| EXERCISE AIM |
In the entries that follow, how many lines contain "styles"? Answer with the number only.

(Dataset rows)
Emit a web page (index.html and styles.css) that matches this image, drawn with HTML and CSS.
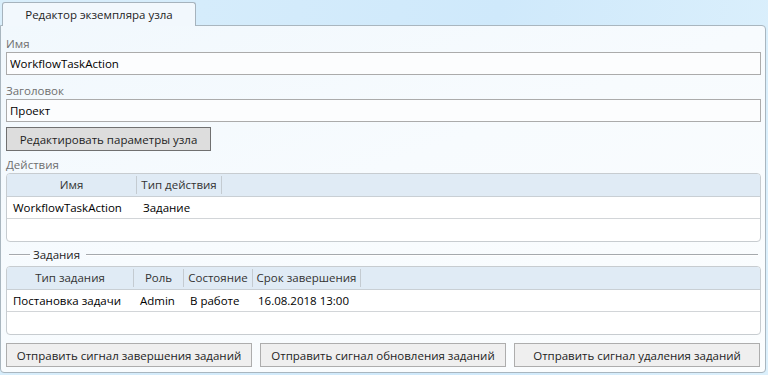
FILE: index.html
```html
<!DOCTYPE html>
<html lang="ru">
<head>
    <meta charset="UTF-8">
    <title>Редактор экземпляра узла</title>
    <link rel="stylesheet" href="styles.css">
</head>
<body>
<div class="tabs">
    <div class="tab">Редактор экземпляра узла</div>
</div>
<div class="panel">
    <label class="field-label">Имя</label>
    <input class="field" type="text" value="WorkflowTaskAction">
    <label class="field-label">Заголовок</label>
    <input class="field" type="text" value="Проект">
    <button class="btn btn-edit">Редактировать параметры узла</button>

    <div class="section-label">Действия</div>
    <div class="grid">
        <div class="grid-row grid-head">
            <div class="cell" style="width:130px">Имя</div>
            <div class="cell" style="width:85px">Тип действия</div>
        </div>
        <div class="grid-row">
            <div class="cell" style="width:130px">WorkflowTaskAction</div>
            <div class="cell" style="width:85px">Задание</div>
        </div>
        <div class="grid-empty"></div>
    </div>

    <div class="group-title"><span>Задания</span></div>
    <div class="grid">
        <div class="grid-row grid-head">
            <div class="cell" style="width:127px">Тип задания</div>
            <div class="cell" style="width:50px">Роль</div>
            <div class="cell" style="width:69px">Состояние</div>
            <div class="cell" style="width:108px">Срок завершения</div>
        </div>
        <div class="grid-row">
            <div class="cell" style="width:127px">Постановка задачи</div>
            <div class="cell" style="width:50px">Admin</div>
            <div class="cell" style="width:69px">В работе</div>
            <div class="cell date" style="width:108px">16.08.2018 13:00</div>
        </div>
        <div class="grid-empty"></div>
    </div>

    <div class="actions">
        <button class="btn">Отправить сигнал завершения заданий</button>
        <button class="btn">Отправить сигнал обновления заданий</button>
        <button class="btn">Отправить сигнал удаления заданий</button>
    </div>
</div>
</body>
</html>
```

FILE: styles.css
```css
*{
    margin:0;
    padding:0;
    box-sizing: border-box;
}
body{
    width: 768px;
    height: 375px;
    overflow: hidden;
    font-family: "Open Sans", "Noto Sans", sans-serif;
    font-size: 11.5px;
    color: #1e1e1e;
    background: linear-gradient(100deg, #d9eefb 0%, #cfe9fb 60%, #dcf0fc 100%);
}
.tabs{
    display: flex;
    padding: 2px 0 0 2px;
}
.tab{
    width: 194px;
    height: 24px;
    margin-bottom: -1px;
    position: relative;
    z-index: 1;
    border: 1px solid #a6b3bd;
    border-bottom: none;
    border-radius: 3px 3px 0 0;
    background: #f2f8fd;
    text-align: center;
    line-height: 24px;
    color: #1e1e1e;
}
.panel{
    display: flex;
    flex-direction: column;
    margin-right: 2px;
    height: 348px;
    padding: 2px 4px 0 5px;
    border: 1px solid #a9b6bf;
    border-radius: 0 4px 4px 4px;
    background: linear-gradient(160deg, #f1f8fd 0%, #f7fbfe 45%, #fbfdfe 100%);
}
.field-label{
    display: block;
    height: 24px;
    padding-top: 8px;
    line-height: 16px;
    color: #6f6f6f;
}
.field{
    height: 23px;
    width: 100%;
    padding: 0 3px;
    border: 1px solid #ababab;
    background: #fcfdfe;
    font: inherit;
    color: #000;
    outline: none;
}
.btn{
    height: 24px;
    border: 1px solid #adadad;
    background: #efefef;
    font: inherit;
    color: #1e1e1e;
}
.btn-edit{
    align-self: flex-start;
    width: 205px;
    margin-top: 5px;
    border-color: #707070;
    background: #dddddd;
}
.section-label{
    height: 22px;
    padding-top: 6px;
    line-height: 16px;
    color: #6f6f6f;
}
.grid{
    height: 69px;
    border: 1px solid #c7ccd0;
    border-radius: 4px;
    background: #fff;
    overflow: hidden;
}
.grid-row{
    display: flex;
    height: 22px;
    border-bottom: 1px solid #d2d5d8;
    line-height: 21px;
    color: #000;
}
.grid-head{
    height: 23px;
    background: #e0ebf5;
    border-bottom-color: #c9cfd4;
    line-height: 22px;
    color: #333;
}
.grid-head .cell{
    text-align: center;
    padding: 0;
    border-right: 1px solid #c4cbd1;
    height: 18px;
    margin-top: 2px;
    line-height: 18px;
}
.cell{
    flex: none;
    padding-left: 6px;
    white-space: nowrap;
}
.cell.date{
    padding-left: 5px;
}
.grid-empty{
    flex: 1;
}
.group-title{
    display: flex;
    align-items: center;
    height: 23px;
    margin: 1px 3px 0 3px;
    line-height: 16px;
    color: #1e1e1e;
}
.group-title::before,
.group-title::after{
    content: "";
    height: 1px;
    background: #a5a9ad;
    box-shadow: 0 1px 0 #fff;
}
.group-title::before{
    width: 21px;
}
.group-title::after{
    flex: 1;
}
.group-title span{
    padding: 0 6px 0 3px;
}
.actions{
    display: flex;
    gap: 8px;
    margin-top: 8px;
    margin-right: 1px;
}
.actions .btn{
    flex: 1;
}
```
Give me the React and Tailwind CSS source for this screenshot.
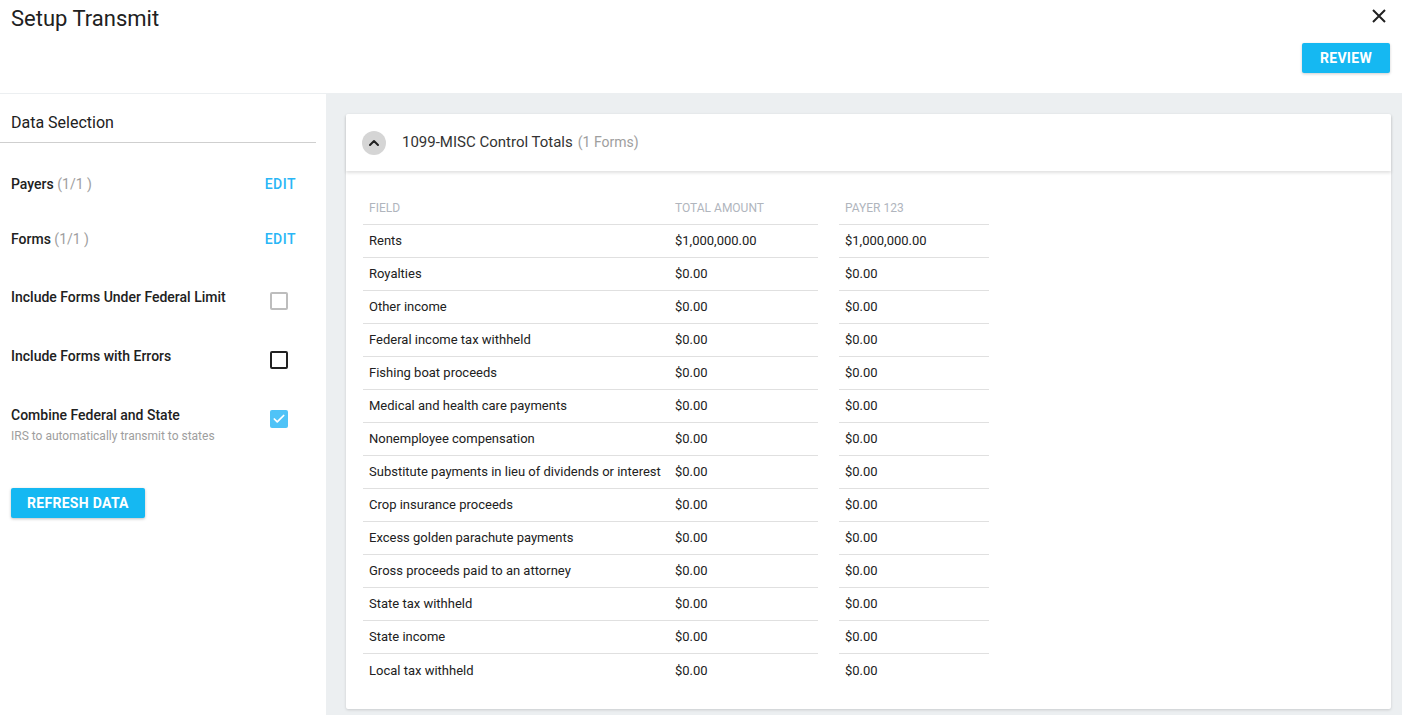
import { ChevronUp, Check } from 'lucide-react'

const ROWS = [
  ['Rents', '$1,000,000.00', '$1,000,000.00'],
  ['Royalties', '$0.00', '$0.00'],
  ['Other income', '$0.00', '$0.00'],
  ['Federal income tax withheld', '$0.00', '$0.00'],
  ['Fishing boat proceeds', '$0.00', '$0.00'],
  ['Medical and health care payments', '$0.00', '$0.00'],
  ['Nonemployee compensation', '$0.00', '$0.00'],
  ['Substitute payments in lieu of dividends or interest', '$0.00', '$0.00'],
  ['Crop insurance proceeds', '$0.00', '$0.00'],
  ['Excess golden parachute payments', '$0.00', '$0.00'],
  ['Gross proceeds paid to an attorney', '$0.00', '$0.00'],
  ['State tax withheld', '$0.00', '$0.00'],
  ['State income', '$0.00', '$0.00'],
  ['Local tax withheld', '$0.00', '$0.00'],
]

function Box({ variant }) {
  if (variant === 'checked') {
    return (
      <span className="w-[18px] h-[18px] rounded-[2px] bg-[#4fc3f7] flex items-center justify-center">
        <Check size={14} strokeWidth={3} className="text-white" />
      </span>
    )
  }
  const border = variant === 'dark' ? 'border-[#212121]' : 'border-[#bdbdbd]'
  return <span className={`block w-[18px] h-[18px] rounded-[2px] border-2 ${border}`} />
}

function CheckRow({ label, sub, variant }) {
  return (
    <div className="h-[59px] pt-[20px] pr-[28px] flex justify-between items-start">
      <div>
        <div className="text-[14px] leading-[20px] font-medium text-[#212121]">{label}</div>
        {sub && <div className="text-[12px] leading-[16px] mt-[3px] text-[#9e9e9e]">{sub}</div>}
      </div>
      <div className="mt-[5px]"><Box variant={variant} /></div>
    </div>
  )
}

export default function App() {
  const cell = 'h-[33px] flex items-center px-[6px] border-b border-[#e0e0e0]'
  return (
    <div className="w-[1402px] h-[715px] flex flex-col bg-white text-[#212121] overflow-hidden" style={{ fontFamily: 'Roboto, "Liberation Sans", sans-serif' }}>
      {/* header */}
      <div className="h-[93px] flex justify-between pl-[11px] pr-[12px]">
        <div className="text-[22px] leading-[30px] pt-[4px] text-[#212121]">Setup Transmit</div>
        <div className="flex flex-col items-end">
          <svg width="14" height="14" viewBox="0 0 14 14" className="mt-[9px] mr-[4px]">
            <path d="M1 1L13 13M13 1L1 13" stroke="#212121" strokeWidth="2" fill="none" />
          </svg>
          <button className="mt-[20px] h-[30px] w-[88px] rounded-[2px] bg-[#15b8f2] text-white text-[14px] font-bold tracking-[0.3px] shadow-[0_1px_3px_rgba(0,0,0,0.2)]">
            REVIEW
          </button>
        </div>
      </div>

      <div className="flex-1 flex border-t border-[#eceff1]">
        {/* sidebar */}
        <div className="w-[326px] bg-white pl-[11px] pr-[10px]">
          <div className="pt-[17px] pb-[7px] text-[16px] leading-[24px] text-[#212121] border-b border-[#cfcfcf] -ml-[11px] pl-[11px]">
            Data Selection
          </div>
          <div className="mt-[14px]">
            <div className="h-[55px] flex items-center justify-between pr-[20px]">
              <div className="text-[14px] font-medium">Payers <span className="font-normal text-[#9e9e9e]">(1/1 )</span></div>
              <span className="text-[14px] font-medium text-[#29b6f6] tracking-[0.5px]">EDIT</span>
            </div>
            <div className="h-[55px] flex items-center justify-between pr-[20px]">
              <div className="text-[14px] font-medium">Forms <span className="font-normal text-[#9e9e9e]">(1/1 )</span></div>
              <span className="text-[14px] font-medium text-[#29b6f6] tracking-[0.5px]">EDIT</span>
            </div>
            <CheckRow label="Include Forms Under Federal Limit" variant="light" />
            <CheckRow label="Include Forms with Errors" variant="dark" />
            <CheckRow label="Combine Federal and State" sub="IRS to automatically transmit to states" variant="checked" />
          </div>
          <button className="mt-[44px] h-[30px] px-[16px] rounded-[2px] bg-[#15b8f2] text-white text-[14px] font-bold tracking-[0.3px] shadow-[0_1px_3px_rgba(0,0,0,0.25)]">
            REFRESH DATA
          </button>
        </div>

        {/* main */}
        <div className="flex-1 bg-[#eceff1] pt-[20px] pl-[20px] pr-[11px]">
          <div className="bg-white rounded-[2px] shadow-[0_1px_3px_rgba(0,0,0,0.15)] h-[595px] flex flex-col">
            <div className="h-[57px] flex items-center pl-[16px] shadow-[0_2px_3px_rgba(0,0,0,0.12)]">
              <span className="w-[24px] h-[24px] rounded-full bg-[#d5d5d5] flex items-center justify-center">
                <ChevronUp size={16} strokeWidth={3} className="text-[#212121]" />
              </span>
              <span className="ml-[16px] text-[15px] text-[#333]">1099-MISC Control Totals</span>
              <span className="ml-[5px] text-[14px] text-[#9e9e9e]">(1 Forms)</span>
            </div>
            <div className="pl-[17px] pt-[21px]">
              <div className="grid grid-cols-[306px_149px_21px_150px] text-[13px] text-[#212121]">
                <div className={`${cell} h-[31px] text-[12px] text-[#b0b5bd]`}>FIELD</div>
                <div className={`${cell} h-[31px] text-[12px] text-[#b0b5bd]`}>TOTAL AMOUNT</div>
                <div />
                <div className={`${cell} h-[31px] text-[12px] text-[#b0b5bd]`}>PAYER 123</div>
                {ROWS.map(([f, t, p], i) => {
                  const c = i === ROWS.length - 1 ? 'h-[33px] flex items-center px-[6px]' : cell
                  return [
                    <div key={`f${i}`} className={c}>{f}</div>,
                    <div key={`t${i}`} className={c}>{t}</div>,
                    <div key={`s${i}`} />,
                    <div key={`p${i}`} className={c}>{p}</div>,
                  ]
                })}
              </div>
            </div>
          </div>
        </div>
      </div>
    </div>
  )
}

| FINAL RESULT |
3